But is this account complete? Patterson’s analysis excluded social media entirely. Yet it was Twitter that forged the link between Trump’s prior celebrity capital and journalists’ fascination with his political ambitions. Trump saw Twitter as a means of intervening in the political information cycles of the campaign to boost his earned media coverage. Also important to his approach was directly inspiring—and, in part, feeding off—a growing army of conservative online activists, who gravitated to right-wing online news sites such as Breitbart. Founded in 2007, by 2016 Breitbart had made it into the top fifty most popular websites in the United States. It had more than 2.3 million Facebook followers, and attracted 18 million homepage visitors a month during the campaign (Kreiss, 2017). A post-election automated keyword analysis by Yochai Benkler and colleagues of over 1.25 million news stories revealed that there were surprising similarities between the most prominent themes (immigration, Clinton’s character, jobs) of both Trump’s speeches and Breitbart’s news articles and the most prominent themes professional media used to report on the campaign (Benkler, et al., 2017). Disentangling whether it was Trump’s direct influence, or the right-wing news network’s indirect influence, that shaped professional media coverage is impossible with Benkler and colleagues’ data. But the key point here is that both
are likely to have played a role. Trump’s inflammatory tweets, rallies, and press conferences were always likely to be news. Yet social media sharing by Breitbart readers, made manifest in the form of visible metrics of engagement on Facebook and Twitter, further incentivized journalists to report on the controversy and the enthusiasm generated by Trump’s tweets, rallies, and press conferences. It was all news.

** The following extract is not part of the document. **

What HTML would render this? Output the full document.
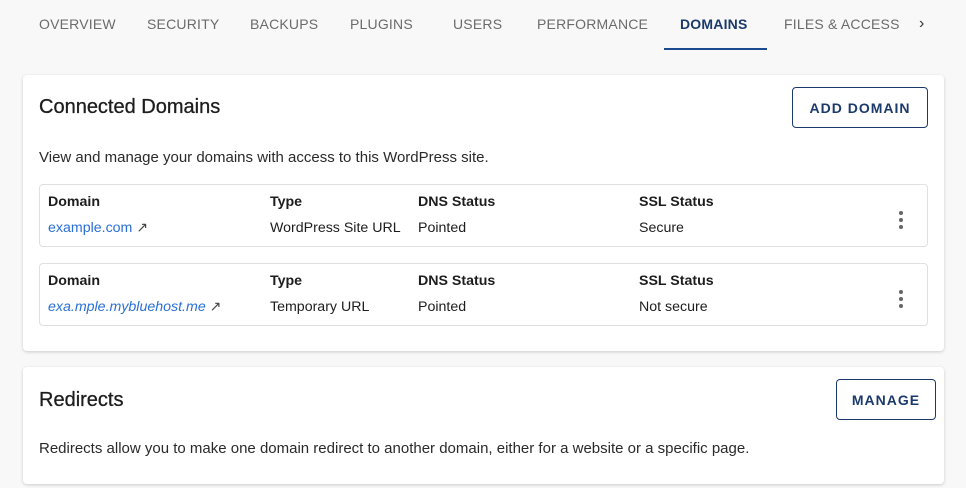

A further point here is a contextual one about the changing structure of attention online. Since the latter part of the first decade of the 2000s, social media have decisively reshaped the incentive structures for online news. Social sharing optimization (SSO) has come to replace search engine optimization (SEO) (Karpf, 2016a: 93–122). This, in turn, is changing how attention to politically useful information is distributed around the media systems of the advanced democracies. The earliest model for driving attention was banner advertising. This was followed by a rush to use Google’s AdWords platform to secure placement against user searches. Soon after Google’s ascendancy in the advertising market, new digital news providers emerged, like Demand Media, which owned so-called content farms (like eHow and Cracked), designed to attract Google search users. Demand appeared to have mastered this SEO approach, but then social media platforms came along with a different model. As users flocked to Facebook and Twitter, it soon became clear that many individuals saw these as destinations not only for consuming news content, but also for sharing news in their interpersonal online social networks. By 2015, 63 percent of Americans with a Facebook or Twitter account said that they turned to these sites for news. Given that, by 2015, 62 percent of the U.S. adult population used Facebook and 20 percent used Twitter (Duggan, 2015), these were important shifts.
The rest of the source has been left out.